In the 1950s, when he was a young grad student, Lee spent a year teaching at an American college in Rome. It was a dream job; meager as his salary was he could afford to buy a Eurorail pass and travel, on weekends and holidays, all over Europe to take in both rare and familiar operas. On one trip to Germany, for example, he saw Mathis der Maler in Darmstadt, Mitridate in Duisburg, Prince Igor in Kiel, Fra Diavolo in Bremerhaven, Candillac in Mannheim, and a new opera about Joan of Arc in Stuttgart, where (as he writes) "there is a plaque in the opera house's lobby that identifies this Grosses Haus of the Wittenbergische Staatsopera as the scene of the laying of the foundation stone for the rebuilding of Germany."

In September 6, 1945, it turns out, American foreign minister James F. Byrne declared that "the American people want to return the government of Germany to the German people" and that "the American people want to help the German people win their way back toward an honorable place among the free and peace-loving nations of the world."

From Stuttgart, Lee crossed to Strasbourg for Monteverdi's Poppea, Nancy for Berlioz's Faust, Paris for Offenbach's Contes d'Hoffman. "I see some of the same people at the opera from night to night," Lee commented, "a young man from near London teaching for a year in Aachen; a middle-aged Belgian, father of a large family, who via train transit has seen over a thousand different operas; a charming girl from Vienna who collects Tristan performances. None of us has, or spends, very much money. We run into another at the top of galleries or in line for standing room or snatching a wurst and beer at some stand-up Imbiss. We all consult the international opera schedules published in Opernwelt or Die Welt or Die Zie, so as to be at the right place at the right time for the operas with the best casts. We have all heard the siren call."

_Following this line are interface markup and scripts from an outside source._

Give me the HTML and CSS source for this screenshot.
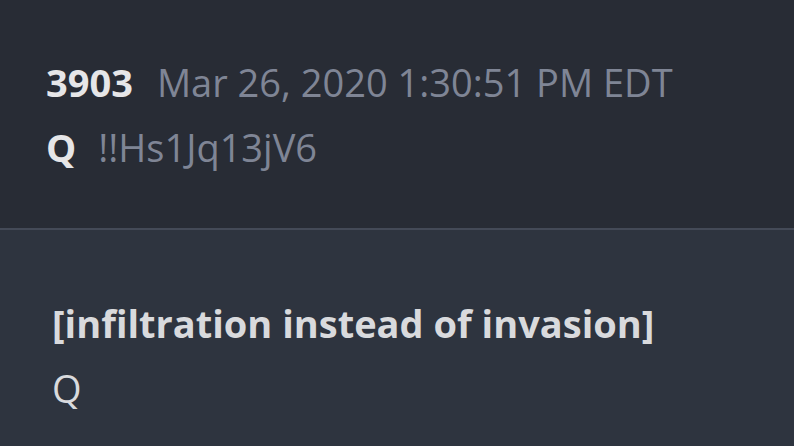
FILE: index.html
```html
<!DOCTYPE html>
<html>
<head>
<meta charset="utf-8">
<link rel="stylesheet" href="styles.css">
</head>
<body>
<div class="post">
  <header class="post-header">
    <div class="row"><span class="num">3903</span><span class="meta">Mar 26, 2020 1:30:51 PM EDT</span></div>
    <div class="row"><span class="name">Q</span><span class="trip">!!Hs1Jq13jV6</span></div>
  </header>
  <section class="post-body">
    <div class="line strong">[infiltration instead of invasion]</div>
    <div class="line">Q</div>
  </section>
</div>
</body>
</html>
```
FILE: styles.css
```css
html, body {
  margin: 0;
  padding: 0;
  background: #2e343f;
  font-family: "Open Sans", "DejaVu Sans", sans-serif;
  font-size: 38px;
  line-height: 65px;
  overflow: hidden;
}
.post {
  width: 794px;
  height: 446px;
  display: flex;
  flex-direction: column;
}
.post-header {
  background: #282c35;
  padding: 50px 0 48px 46px;
  border-bottom: 2px solid #444a57;
}
.row {
  display: flex;
  white-space: nowrap;
}
.num, .name {
  font-weight: 700;
  color: #e6e6e8;
}
.num { margin-right: 24px; }
.name { margin-right: 22px; }
.meta, .trip {
  color: #7f8595;
}
.post-body {
  flex: 1;
  background: #2e343f;
  padding: 61px 0 0 52px;
}
.line {
  color: #d9dadd;
  white-space: nowrap;
}
.strong {
  font-weight: 700;
}
```
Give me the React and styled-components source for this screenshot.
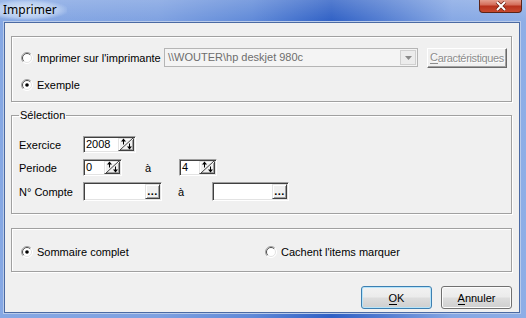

Lee had many significant personal experiences while teaching in Rome: making friends with some of the other faculty members, such as Manfred Schone, a fine-arts professor and atheist who, remarkably, helps Lee through a crisis of conscience; and Father Andrzej, a diminutive, bespectacled priest who was also a poet and scholar (and Wagner-hater, a bone of contention between them). Lee also drew close to some of his students during the course of teaching Homer, Virgil, Pindar and Plato, and stayed in touch with them over the next forty years.

Lee's book works on many levels. It delves into the language and literature of Greece and Rome, the complexities of Catholicism and religion in general, the power of poetry and music, the beauty and history of Rome. But mostly it is, as the author admits, "an attempt to make sense of my small life, of the choices I have made, of the graces I have been given, of the world in which I was given them, and of the One who sent them."